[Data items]
* * * *
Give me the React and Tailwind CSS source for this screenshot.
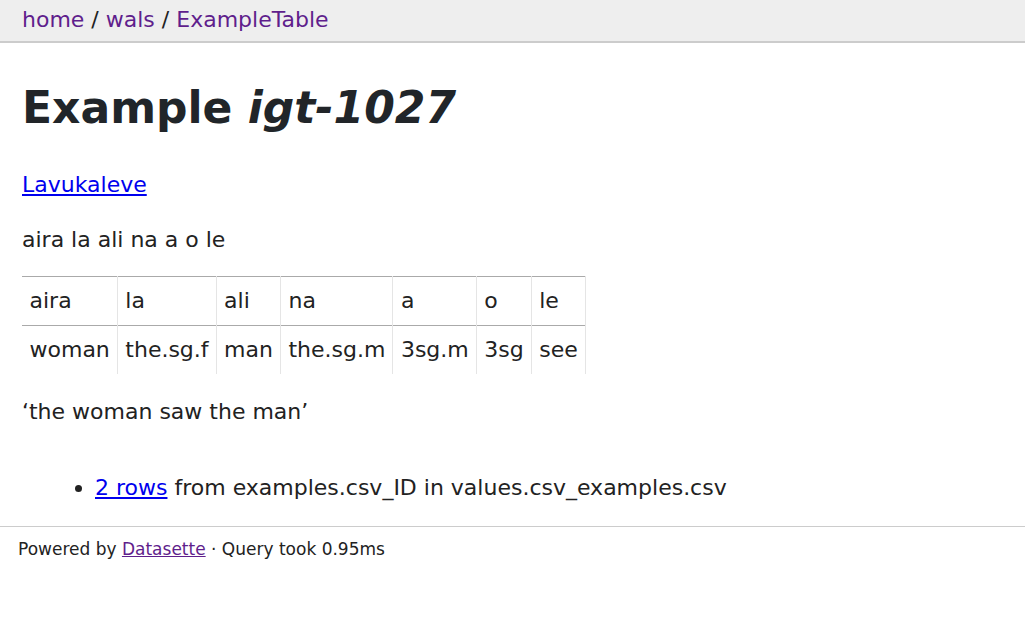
export default function App() {
  const row1 = ["aira", "la", "ali", "na", "a", "o", "le"];
  const row2 = ["woman", "the.sg.f", "man", "the.sg.m", "3sg.m", "3sg", "see"];
  return (
    <div className="min-h-[640px] bg-white text-[#222] text-[22px] leading-[1.4]" style={{ fontFamily: '"DejaVu Sans", sans-serif' }}>
      <div className="bg-[#eee] border-b-2 border-[#ccc] h-[43px] px-[22px] flex items-center">
        <p className="text-[#5f1e8c]">
          <a className="text-[#5f1e8c]">home</a>
          <span className="text-[#222]"> / </span>
          <a className="text-[#5f1e8c]">wals</a>
          <span className="text-[#222]"> / </span>
          <a className="text-[#5f1e8c]">ExampleTable</a>
        </p>
      </div>
      <div className="px-[22px]">
        <h1 className="text-[44px] font-bold text-[#212529] mt-[39px] leading-[1.2]">
          Example <i>igt-1027</i>
        </h1>
        <p className="mt-[35px]">
          <a className="text-[#0000ee] underline">Lavukaleve</a>
        </p>
        <p className="mt-[24px]">aira la ali na a o le</p>
        <table className="mt-[21px] border-collapse">
          <tbody>
            <tr className="border-t border-b border-[#aaa]">
              {row1.map((w, i) => (
                <td key={i} className="pl-[7.5px] pr-[7px] h-[49px] border-r border-[#e5e5e5]">{w}</td>
              ))}
            </tr>
            <tr>
              {row2.map((w, i) => (
                <td key={i} className="pl-[7.5px] pr-[7px] h-[48px] border-r border-[#e5e5e5]">{w}</td>
              ))}
            </tr>
          </tbody>
        </table>
        <p className="mt-[23px]">‘the woman saw the man’</p>
        <ul className="list-disc pl-[73px] mt-[45px]">
          <li>
            <a className="text-[#0000ee] underline">2 rows</a> from examples.csv_ID in values.csv_examples.csv
          </li>
        </ul>
      </div>
      <div className="mt-[23px] border-t border-[#ccc] px-[18px] pt-[11px] text-[17px]">
        Powered by <a className="text-[#5f1e8c] underline">Datasette</a> · Query took 0.95ms
      </div>
    </div>
  );
}
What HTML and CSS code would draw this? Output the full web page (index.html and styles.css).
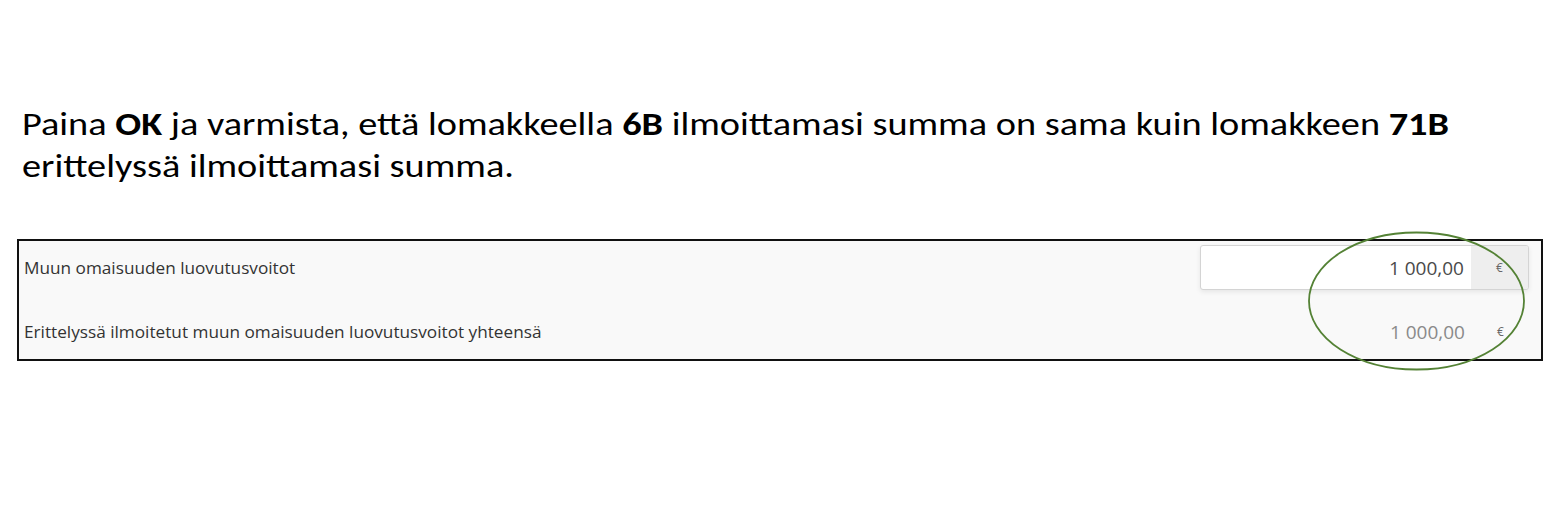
FILE: index.html
```html
<!DOCTYPE html>
<html lang="fi">
<head>
<meta charset="utf-8">
<title>Luovutusvoitot</title>
<link rel="stylesheet" href="styles.css">
</head>
<body>
<div class="page">
  <p class="intro">Paina <b>OK</b> ja varmista, että lomakkeella <b>6B</b> ilmoittamasi summa on sama kuin lomakkeen <b>71B</b><br>erittelyssä ilmoittamasi summa.</p>
  <div class="panel">
    <div class="row">
      <span class="label">Muun omaisuuden luovutusvoitot</span>
      <div class="field field-input">
        <span class="value">1 000,00</span>
        <span class="unit">€</span>
      </div>
    </div>
    <div class="row">
      <span class="label">Erittelyssä ilmoitetut muun omaisuuden luovutusvoitot yhteensä</span>
      <div class="field field-static">
        <span class="value">1 000,00</span>
        <span class="unit">€</span>
      </div>
    </div>
  </div>
  <svg class="highlight" width="220" height="142" viewBox="0 0 220 142" aria-hidden="true">
    <ellipse cx="109.5" cy="70" rx="107.5" ry="68.5" fill="none" stroke="#548235" stroke-width="1.8"/>
  </svg>
</div>
</body>
</html>
```

FILE: styles.css
```css
html, body {
  margin: 0;
  padding: 0;
  background: #ffffff;
}

.page {
  position: relative;
  width: 1552px;
  height: 514px;
  overflow: hidden;
}

.intro {
  margin: 0;
  padding: 104px 0 0 22px;
  font-family: Calibri, Carlito, "Open Sans", sans-serif;
  font-size: 32px;
  line-height: 42px;
  color: #000000;
  transform: scaleX(1.197);
  transform-origin: 22px 0;
  white-space: nowrap;
}

.intro b {
  font-weight: 700;
}

.panel {
  box-sizing: border-box;
  margin: 51px 0 0 17px;
  width: 1526px;
  border: 2px solid #111111;
  background: #f9f9f9;
  padding: 4px 12px 5px 5px;
  display: flex;
  flex-direction: column;
  gap: 19px;
  font-family: "Open Sans", "Noto Sans", sans-serif;
}

.row {
  display: flex;
  justify-content: space-between;
  align-items: center;
  height: 45px;
}

.label {
  font-size: 17.2px;
  color: #333333;
}

.field {
  display: flex;
  width: 329px;
  height: 45px;
  box-sizing: border-box;
}

.field-input {
  border: 1px solid #d4d4d4;
  border-radius: 3px;
  box-shadow: 0 2px 5px rgba(0, 0, 0, 0.08);
  background: #ffffff;
  overflow: hidden;
}

.value {
  flex: 1;
  display: flex;
  align-items: center;
  justify-content: flex-end;
  padding-right: 7px;
  font-size: 19px;
  color: #4a4a4a;
}

.field-static .value {
  color: #8a8a8a;
}

.unit {
  width: 57px;
  display: flex;
  align-items: center;
  justify-content: center;
  font-size: 12px;
  color: #666666;
}

.field-input .unit {
  background: #eeeeee;
}

.highlight {
  position: absolute;
  left: 1307px;
  top: 231px;
}
```
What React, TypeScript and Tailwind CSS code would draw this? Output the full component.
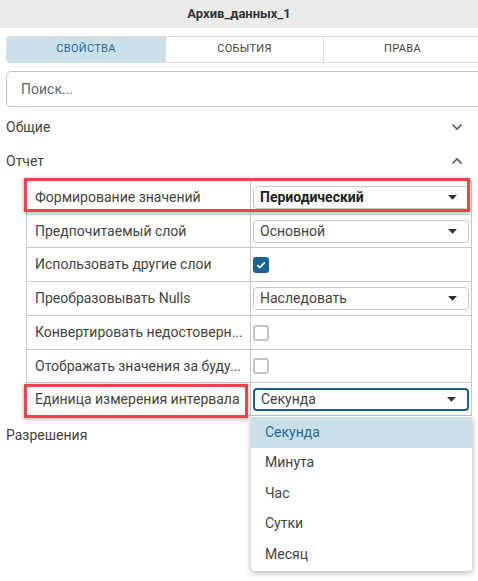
import { useState } from "react";

const Caret = () => (
  <svg width="9" height="5" viewBox="0 0 9 5" className="shrink-0">
    <path d="M0 0h9L4.5 4.8z" fill="#333" />
  </svg>
);

const Chevron = ({ up }: { up?: boolean }) => (
  <svg width="12" height="8" viewBox="0 0 12 8">
    <path
      d={up ? "M1.5 6.5 6 2l4.5 4.5" : "M1.5 1.5 6 6l4.5-4.5"}
      fill="none"
      stroke="#555"
      strokeWidth="1.6"
    />
  </svg>
);

const Select = ({ value, bold, active }: { value: string; bold?: boolean; active?: boolean }) => (
  <div
    className={`flex h-[23px] items-center justify-between rounded-[4px] bg-white pl-[6px] pr-[11px] ${
      active ? "border-2 border-[#1d5f8c] pl-[5px]" : "border border-[#c9c9c9]"
    }`}
  >
    <span className={bold ? "font-bold text-[#222]" : "text-[#444]"}>{value}</span>
    <Caret />
  </div>
);

const Check = ({ on }: { on?: boolean }) =>
  on ? (
    <div className="flex h-[16px] w-[16px] items-center justify-center rounded-[3px] bg-[#1b6294]">
      <svg width="10" height="8" viewBox="0 0 10 8">
        <path d="M1.2 4.2 3.8 6.6 8.8 1.4" fill="none" stroke="#fff" strokeWidth="1.6" />
      </svg>
    </div>
  ) : (
    <div className="h-[16px] w-[16px] rounded-[3px] border-2 border-[#c4c4c4] bg-white" />
  );

type Row = { label: string; value: React.ReactNode; h: string };

export default function App() {
  const [tab] = useState(0);
  const rows: Row[] = [
    { label: "Формирование значений", value: <Select value="Периодический" bold />, h: "h-[33px]" },
    { label: "Предпочитаемый слой", value: <Select value="Основной" />, h: "h-[33px]" },
    { label: "Использовать другие слои", value: <Check on />, h: "h-[34px]" },
    { label: "Преобразовывать Nulls", value: <Select value="Наследовать" />, h: "h-[34px]" },
    { label: "Конвертировать недостоверн...", value: <Check />, h: "h-[34px]" },
    { label: "Отображать значения за буду...", value: <Check />, h: "h-[33px]" },
    { label: "Единица измерения интервала", value: <Select value="Секунда" active />, h: "h-[33px]" },
  ];
  const tabs = ["СВОЙСТВА", "СОБЫТИЯ", "ПРАВА"];
  const options = ["Секунда", "Минута", "Час", "Сутки", "Месяц"];

  return (
    <div className="relative h-[581px] w-[478px] overflow-hidden bg-white font-['Roboto',sans-serif] text-[14px] text-[#444]">
      <div className="flex h-[28px] items-center justify-center bg-[#ebebeb] text-[13px] font-bold text-[#333]">
        Архив_данных_1
      </div>

      <div className="ml-[6px] mt-[8px] flex h-[27px] w-[500px] overflow-hidden rounded-[4px] border border-[#dcdcdc] text-[11px] tracking-[0.3px]">
        {tabs.map((t, i) => (
          <div
            key={t}
            className={`flex w-[158px] items-center justify-center ${
              i === tab ? "bg-[#cce0ea] text-[#1c6aa0]" : "text-[#444]"
            } ${i > 0 ? "border-l border-[#dcdcdc]" : ""}`}
          >
            {t}
          </div>
        ))}
      </div>

      <div className="ml-[6px] mt-[8px] flex h-[36px] w-[500px] items-center rounded-[5px] border border-[#c4c4c4] px-[14px] text-[14px] text-[#666]">
        Поиск...
      </div>

      <div className="mt-[7px] flex h-[26px] items-center justify-between pl-[6px] pr-[15px] text-[#444]">
        <span>Общие</span>
        <Chevron />
      </div>
      <div className="mt-[8px] flex h-[26px] items-center justify-between pl-[6px] pr-[15px] text-[#444]">
        <span>Отчет</span>
        <Chevron up />
      </div>

      <div className="ml-[26px] mt-[7px] w-[446px] border-x border-b border-[#c8c8c8]">
        {rows.map((r, i) => (
          <div key={i} className={`relative flex ${r.h} ${i > 0 ? "border-t border-[#c8c8c8]" : ""}`}>
            <div className="flex w-[224px] items-center border-r border-[#c8c8c8] pl-[8px] text-[#444]">
              {r.label}
            </div>
            <div className="flex flex-1 flex-col justify-center px-[2px]">{r.value}</div>
            {i === 0 && (
              <div className="pointer-events-none absolute left-[-3px] right-[1px] top-[-3px] bottom-[2px] border-[3px] border-[#f0424a] shadow-[0_1px_4px_rgba(0,0,0,0.35)]" />
            )}
            {i === 6 && (
              <div className="pointer-events-none absolute left-[-3px] top-[1px] bottom-[-3px] w-[224px] border-[3px] border-[#f0424a] shadow-[0_1px_4px_rgba(0,0,0,0.35)]" />
            )}
          </div>
        ))}
      </div>

      <div className="mt-[9px] pl-[6px] text-[#444]">Разрешения</div>

      <div className="absolute left-[251px] top-[416px] w-[221px] rounded-b-[4px] bg-white py-[1px] shadow-[0_2px_6px_rgba(0,0,0,0.3)]">
        {options.map((o, i) => (
          <div
            key={o}
            className={`flex h-[30.5px] items-center pl-[14px] ${
              i === 0 ? "bg-[#cce0ea] text-[#1c6aa0]" : "text-[#444]"
            }`}
          >
            {o}
          </div>
        ))}
      </div>
    </div>
  );
}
* * * *
TASK DETAILS: Pull out all lines from the entries above in which the word "would" appears.

SOLUTION FOR THIS EXERCISE:
What HTML and CSS code would draw this? Output the full web page (index.html and styles.css).
What React, TypeScript and Tailwind CSS code would draw this? Output the full component.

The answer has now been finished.